------ SUPPLIED DATA ------

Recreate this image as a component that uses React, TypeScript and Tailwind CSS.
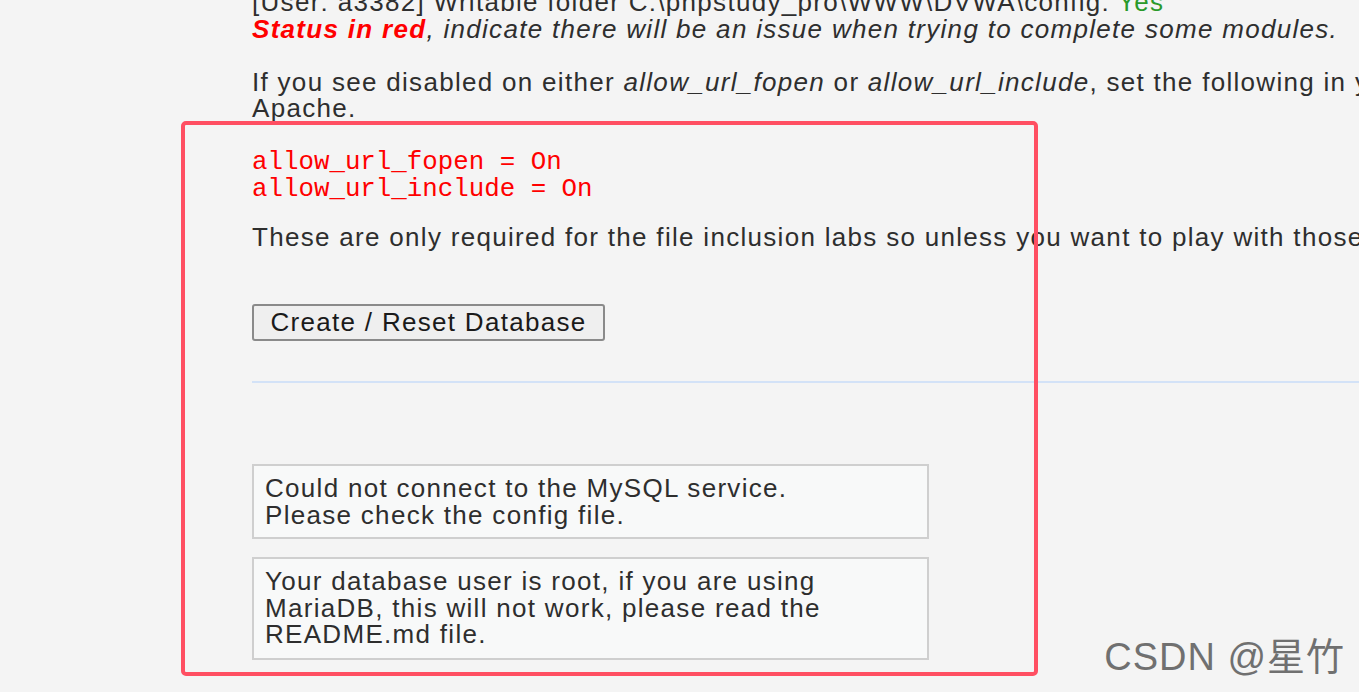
export default function App() {
  return (
    <div className="relative h-[692px] w-[1359px] overflow-hidden bg-[#f4f4f4] font-['Liberation_Sans',Arial,sans-serif] text-[26px] leading-[26.5px] tracking-[1.3px] text-[#2e2e2e]">
      <div className="w-[1400px] pl-[252px] whitespace-nowrap">
        {/* status lines */}
        <div className="-mt-[11px]">
          [User: a3382] Writable folder C:\phpstudy_pro\WWW\DVWA\config: <span className="text-[#2a9a2a]">Yes</span>
        </div>
        <div className="italic">
          <span className="font-bold text-[#ff0000]">Status in red</span>, indicate there will be an issue when trying to complete some modules.
        </div>
        <div className="mt-[26.5px]">
          If you see disabled on either <i>allow_url_fopen</i> or <i>allow_url_include</i>, set the following in your php.ini file and restart
        </div>
        <div>Apache.</div>

        <pre className="mt-[27px] font-['Liberation_Mono','Courier_New',monospace] text-[25.8px] leading-[27px] tracking-normal text-[#ff0000]">
          {'allow_url_fopen = On\nallow_url_include = On'}
        </pre>

        <div className="mt-[21px]">
          These are only required for the file inclusion labs so unless you want to play with those, you can ignore them.
        </div>

        <div className="mt-[54px]">
          <button className="h-[37px] w-[353px] rounded-[3px] border-2 border-[#8a8a8a] bg-[#efefef] text-[26px] tracking-[1.3px] text-[#1a1a1a]">
            Create / Reset Database
          </button>
        </div>

        <div className="mt-[40px] h-[2px] w-[1200px] bg-[#d3e2f7]" />

        <div className="mt-[81px] w-[677px] border-2 border-[#cfcfcf] bg-[#f8f9f9] px-[11px] pt-[9px] pb-[9px] whitespace-normal">
          Could not connect to the MySQL service.<br />Please check the config file.
        </div>
        <div className="mt-[18px] w-[677px] border-2 border-[#cfcfcf] bg-[#f8f9f9] px-[11px] pt-[9px] pb-[10px] whitespace-normal">
          Your database user is root, if you are using<br />MariaDB, this will not work, please read the<br />README.md file.
        </div>
      </div>

      {/* annotation rectangle */}
      <div className="absolute left-[181px] top-[121px] h-[555px] w-[857px] rounded-[5px] border-[4px] border-[#ff4f62]" />

      {/* watermark */}
      <div className="absolute right-[14px] top-[634px] font-['Liberation_Sans','Noto_Sans_CJK_SC',sans-serif] text-[38px] leading-[46px] tracking-[1px] text-[#707070]">
        CSDN @星竹
      </div>
    </div>
  );
}
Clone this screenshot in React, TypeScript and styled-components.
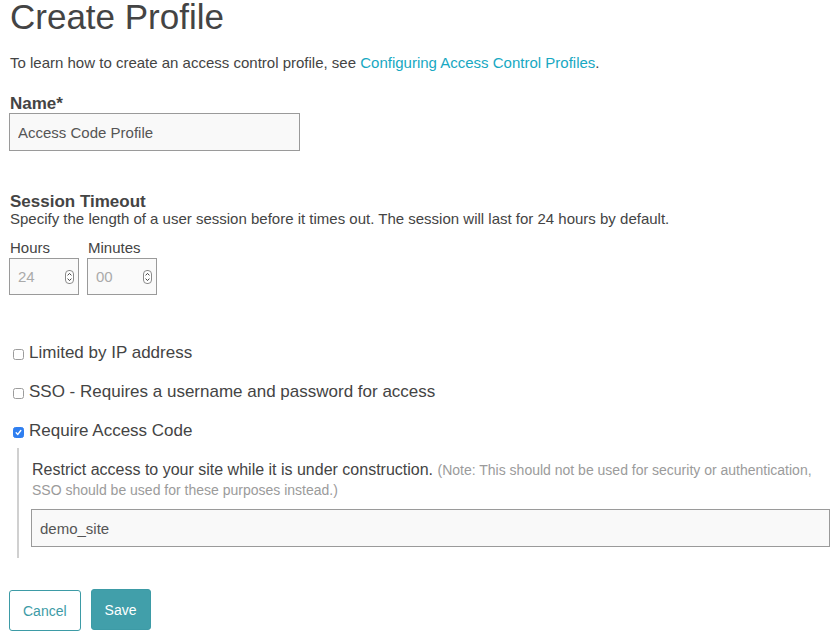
import React from "react";
import styled, { createGlobalStyle } from "styled-components";

const Global = createGlobalStyle`
  html, body { margin: 0; padding: 0; background: #fff; }
  body { font-family: "Liberation Sans", Arial, sans-serif; color: #444; }
  * { box-sizing: border-box; }
`;

const Page = styled.div`
  padding: 0 9px;
  display: flex;
  flex-direction: column;
`;

const Title = styled.h1`
  margin: 0 0 0 1px;
  font-size: 35px;
  line-height: 34px;
  font-weight: 400;
  color: #444;
`;

const Intro = styled.p`
  margin: 19px 0 0 1px;
  font-size: 15px;
  line-height: 20px;
`;

const Link = styled.a`
  color: #17a8c2;
  text-decoration: none;
`;

const FieldLabel = styled.label`
  display: block;
  margin: 21px 0 0 1px;
  font-size: 17px;
  line-height: 19px;
  font-weight: 700;
  color: #444;
`;

const TextInput = styled.input<{ $wide?: boolean }>`
  display: block;
  width: ${(p) => (p.$wide ? "100%" : "291px")};
  height: 38px;
  border: 1px solid #9a9a9a;
  background: #f9f9f9;
  padding: 0 8px;
  font-family: inherit;
  font-size: 15px;
  color: #555;
  outline: none;
`;

const SectionTitle = styled.h2`
  margin: 42px 0 0 1px;
  font-size: 17px;
  line-height: 17px;
  font-weight: 700;
`;

const Description = styled.p`
  margin: 0 0 0 1px;
  font-size: 15px;
  line-height: 18px;
`;

const TimeRow = styled.div`
  display: flex;
  gap: 8px;
  margin-top: 10px;
`;

const TimeField = styled.div`
  display: flex;
  flex-direction: column;
`;

const SmallLabel = styled.span`
  font-size: 15px;
  line-height: 20px;
  margin-left: 1px;
`;

const NumberBox = styled.div`
  display: flex;
  align-items: center;
  justify-content: space-between;
  width: 70px;
  height: 37px;
  border: 1px solid #9a9a9a;
  background: #fafafa;
  padding: 0 4px 0 8px;
  font-size: 15px;
  color: #aaa;
`;

const Spinner = () => (
  <svg width="9" height="14" viewBox="0 0 9 14">
    <rect x="0.5" y="0.5" width="8" height="13" rx="3.5" fill="#fff" stroke="#8a8a8a" />
    <path d="M2.6 5.4 L4.5 3.4 L6.4 5.4" fill="none" stroke="#444" strokeWidth="1" />
    <path d="M2.6 8.6 L4.5 10.6 L6.4 8.6" fill="none" stroke="#444" strokeWidth="1" />
  </svg>
);

const Options = styled.div`
  display: flex;
  flex-direction: column;
  gap: 19px;
  margin-top: 48px;
`;

const OptionRow = styled.label`
  display: flex;
  align-items: center;
  font-size: 17px;
  line-height: 20px;
  color: #444;
`;

const Check = styled.span<{ $checked?: boolean }>`
  display: inline-flex;
  align-items: center;
  justify-content: center;
  width: 11px;
  height: 11px;
  margin: 2px 5px 0 4px;
  border-radius: 2.5px;
  border: 1px solid ${(p) => (p.$checked ? "#2f7ff0" : "#9c9c9c")};
  background: ${(p) => (p.$checked ? "#2f7ff0" : "#fff")};
`;

const CheckMark = () => (
  <svg width="7" height="7" viewBox="0 0 7 7">
    <path d="M1.2 3.8 L2.8 5.4 L5.8 1.5" fill="none" stroke="#fff" strokeWidth="1.4" strokeLinecap="round" strokeLinejoin="round" />
  </svg>
);

const Nested = styled.div`
  margin: 7px 0 0 8px;
  border-left: 2px solid #d0d0d0;
  padding: 12px 0 11px 12px;
  display: flex;
  flex-direction: column;
  gap: 9px;
`;

const NestedText = styled.p`
  margin: 0 0 0 1px;
  font-size: 16px;
  line-height: 19px;
  color: #444;
`;

const Note = styled.span`
  font-size: 14px;
  color: #9b9b9b;
`;

const Actions = styled.div`
  display: flex;
  align-items: flex-start;
  gap: 10px;
  margin-top: 31px;
`;

const Button = styled.button<{ $primary?: boolean }>`
  font-family: inherit;
  font-size: 14px;
  height: 41px;
  padding: 0 13px;
  border-radius: 3px;
  border: 1px solid #3d9ba6;
  background: ${(p) => (p.$primary ? "#419faa" : "#fff")};
  color: ${(p) => (p.$primary ? "#fff" : "#3d9ba6")};
  margin-top: ${(p) => (p.$primary ? "0" : "1px")};
  cursor: pointer;
`;

export default function App() {
  return (
    <>
      <Global />
      <Page>
        <Title>Create Profile</Title>
        <Intro>
          To learn how to create an access control profile, see{" "}
          <Link href="#">Configuring Access Control Profiles</Link>.
        </Intro>

        <FieldLabel htmlFor="name">Name*</FieldLabel>
        <TextInput id="name" defaultValue="Access Code Profile" />

        <SectionTitle>Session Timeout</SectionTitle>
        <Description>
          Specify the length of a user session before it times out. The session will last for 24 hours by default.
        </Description>
        <TimeRow>
          <TimeField>
            <SmallLabel>Hours</SmallLabel>
            <NumberBox>
              <span>24</span>
              <Spinner />
            </NumberBox>
          </TimeField>
          <TimeField>
            <SmallLabel>Minutes</SmallLabel>
            <NumberBox>
              <span>00</span>
              <Spinner />
            </NumberBox>
          </TimeField>
        </TimeRow>

        <Options>
          <OptionRow>
            <Check />
            Limited by IP address
          </OptionRow>
          <OptionRow>
            <Check />
            SSO - Requires a username and password for access
          </OptionRow>
          <OptionRow>
            <Check $checked>
              <CheckMark />
            </Check>
            Require Access Code
          </OptionRow>
        </Options>

        <Nested>
          <NestedText>
            Restrict access to your site while it is under construction.{" "}
            <Note>
              (Note: This should not be used for security or authentication, SSO should be used for these purposes instead.)
            </Note>
          </NestedText>
          <TextInput $wide defaultValue="demo_site" />
        </Nested>

        <Actions>
          <Button>Cancel</Button>
          <Button $primary>Save</Button>
        </Actions>
      </Page>
    </>
  );
}
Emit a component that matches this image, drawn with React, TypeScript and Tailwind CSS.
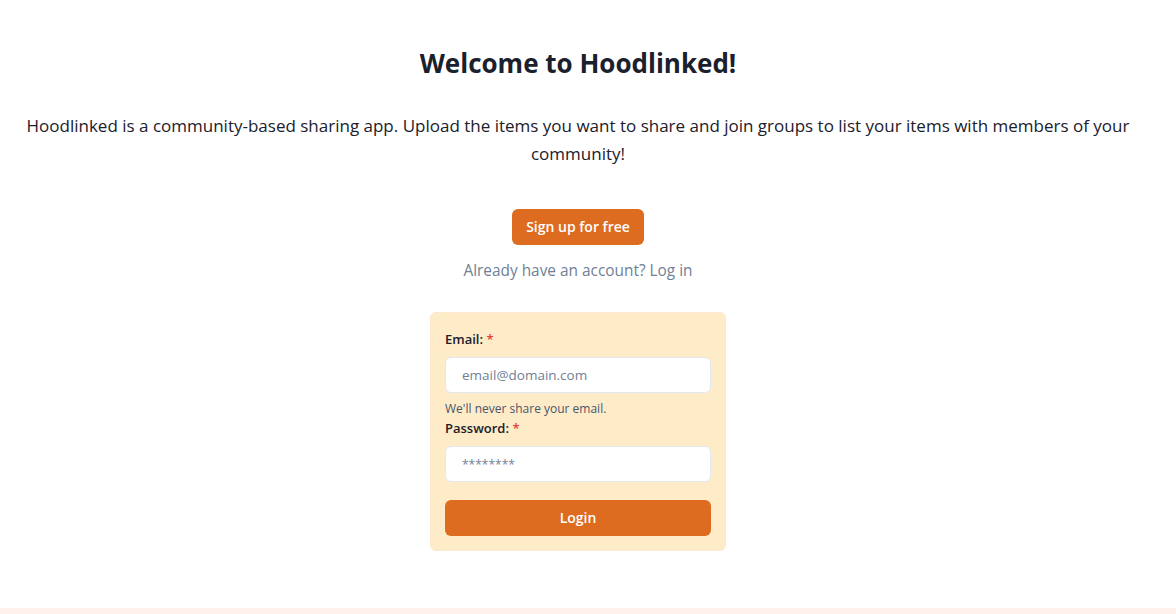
export default function App() {
  return (
    <div className="min-h-[614px] flex flex-col bg-white font-['Open_Sans',sans-serif] text-[#1a202c]">
      <main className="flex-1 flex flex-col items-center text-center pl-4 pr-9 pt-[47px]">
        <h1 className="text-[26px] font-bold leading-8">Welcome to Hoodlinked!</h1>
        <p className="mt-[33px] text-[17px] leading-7">
          Hoodlinked is a community-based sharing app. Upload the items you want to share and join groups to list your items with members of your community!
        </p>

        <button className="mt-[41px] h-9 px-[14px] rounded-md bg-[#dd6b20] text-white text-sm font-semibold">
          Sign up for free
        </button>
        <p className="mt-[14px] text-[15.4px] leading-6 text-[#718096]">Already have an account? Log in</p>

        {/* Login form */}
        <form className="mt-[29px] w-[296px] rounded-md border border-[#fbe8cf] bg-[#feebc8] px-[14px] pt-4 pb-[14px] text-left">
          <label className="block text-[13px] font-semibold leading-5">
            Email: <span className="text-[#e53e3e]">*</span>
          </label>
          <input
            placeholder="email@domain.com"
            className="mt-2 h-9 w-full rounded-md border border-[#e2e8f0] bg-white px-4 text-[13.5px] outline-none placeholder:text-[#718096]"
          />
          <p className="mt-[7px] text-[12px] leading-[18px] text-[#4a5568]">We'll never share your email.</p>
          <label className="block text-[13px] font-semibold leading-5">
            Password: <span className="text-[#e53e3e]">*</span>
          </label>
          <input
            type="password"
            placeholder="********"
            className="mt-2 h-9 w-full rounded-md border border-[#e2e8f0] bg-white px-4 text-[12px] outline-none placeholder:text-[#718096]"
          />
          <button type="button" className="mt-[18px] h-9 w-full rounded-md bg-[#dd6b20] text-white text-sm font-semibold">
            Login
          </button>
        </form>
      </main>
      <footer className="h-[6px] bg-[#fff2ec]" />
    </div>
  );
}
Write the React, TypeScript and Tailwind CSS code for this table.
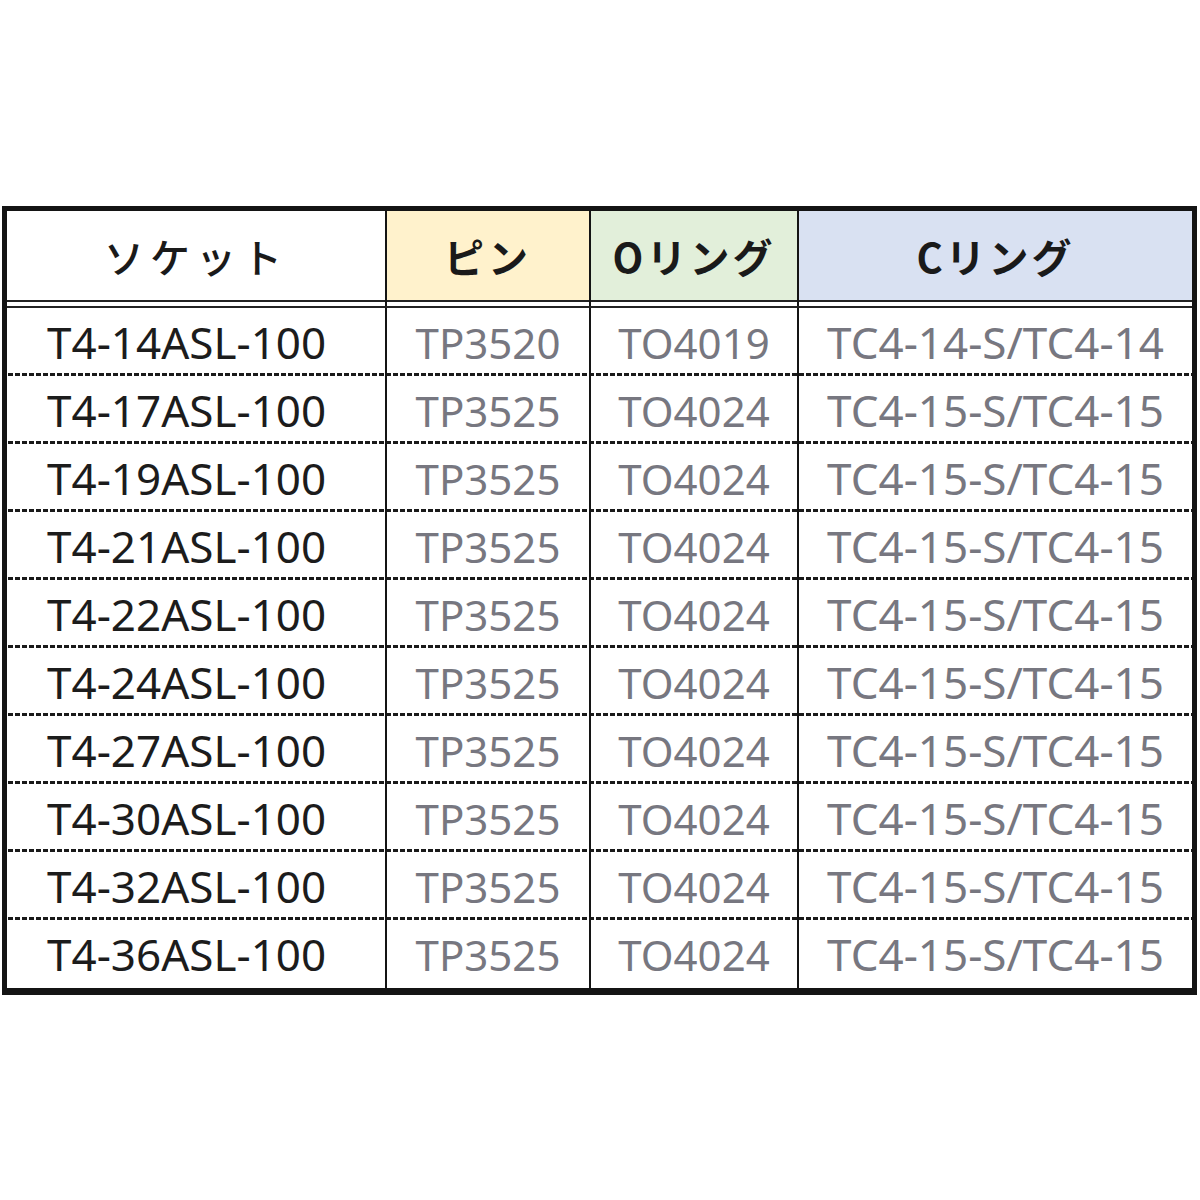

------

*INSTRUCTIONS FOR THE TASK*:
Leave the pictures out, and restate exactly the lines from the start of the records through the one that contains "<div>Apache.</div>".

*SOLUTION TO THIS EXERCISE*:
Recreate this image as a component that uses React, TypeScript and Tailwind CSS.
export default function App() {
  return (
    <div className="relative h-[692px] w-[1359px] overflow-hidden bg-[#f4f4f4] font-['Liberation_Sans',Arial,sans-serif] text-[26px] leading-[26.5px] tracking-[1.3px] text-[#2e2e2e]">
      <div className="w-[1400px] pl-[252px] whitespace-nowrap">
        {/* status lines */}
        <div className="-mt-[11px]">
          [User: a3382] Writable folder C:\phpstudy_pro\WWW\DVWA\config: <span className="text-[#2a9a2a]">Yes</span>
        </div>
        <div className="italic">
          <span className="font-bold text-[#ff0000]">Status in red</span>, indicate there will be an issue when trying to complete some modules.
        </div>
        <div className="mt-[26.5px]">
          If you see disabled on either <i>allow_url_fopen</i> or <i>allow_url_include</i>, set the following in your php.ini file and restart
        </div>
        <div>Apache.</div>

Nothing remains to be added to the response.